Я записываю мальчикам номер подруги и возвращаюсь рыдать на первый этаж.
- Но есть же второй, грузовой лифт, - говорит один из них на прощанье.
Я спускаюсь вниз, нахожу грузовой лифт, поднимаюсь на 19й - на этот неуловимый 19й - и наконец-то оказываюсь на нужном мне этаже.
За моей спиной грузовой лифт закрывается и сам уезжает вниз. Кнопки вызова у него нет.
Пассажирский лифт не работает.
Выхода на лестницу нет.
Вообще ничего нет, только 2х2 метра коридор, неработающие лифты и закрытая дверь.
Я наяриваю в 79-ю. Мне никто не отвечает.
Когда у тебя нет мобильника - ты как без ручек.
И бутерброд я съела уже.
И дивана тут нет.
Вообще ничего нет.
И час ночи.
Когда прекрасный отпуск, в котором были акведуки, пальмы, попугаи и паэлья, закончился - начинается постотпускной синдром.

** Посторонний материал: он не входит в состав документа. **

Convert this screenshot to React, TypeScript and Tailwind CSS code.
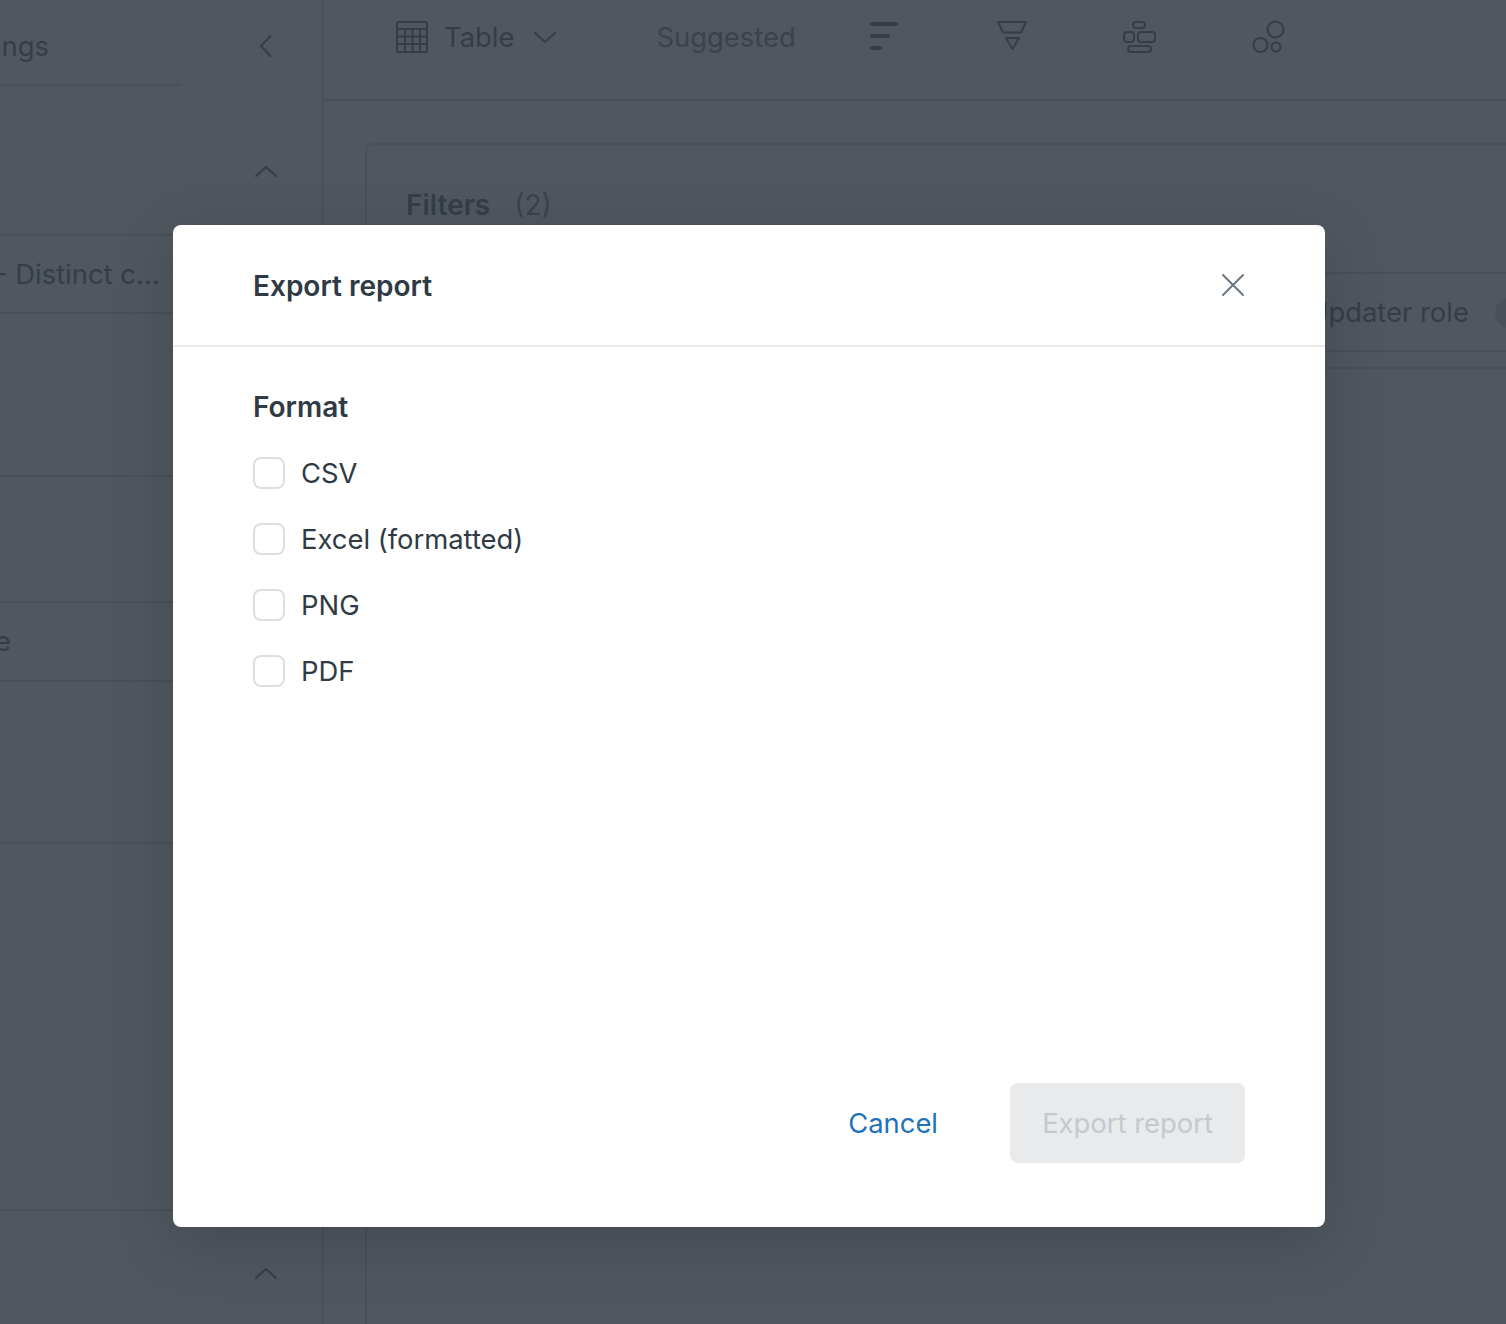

Родина встречает тебя мелкими неприятностями и долбает ими, чтобы ты посильней ощутил, что здесь вам не тут.
Непреходящее чувство, будто все кругом охренели. Включая лифты, закрытые двери, консъержек и таксистов.
А не охренеть ли мне тоже - думаю я и звоню во все квартиры. Час ночи, хуле.
Когда моя подруга наконец-то открыла дверь, я была готова одновременно зацеловать ее и немножечко убить топором.
Нервы уже не те, старость, наверное.
К этому моменту я уже смирилась с тем, что проведу остаток своей жизни в коридоре 2х2 метра и начну вскоре жевать свои испанские штиблеты. Кожаные, не зря ж покупала.
- Тебе еще повезло, - говорит подруга. - Обычно там в коридоре нет света. И грузовой лифт застревает между этажами.
Здравствуй, родина. Я за две недели почти забыла, какая ты.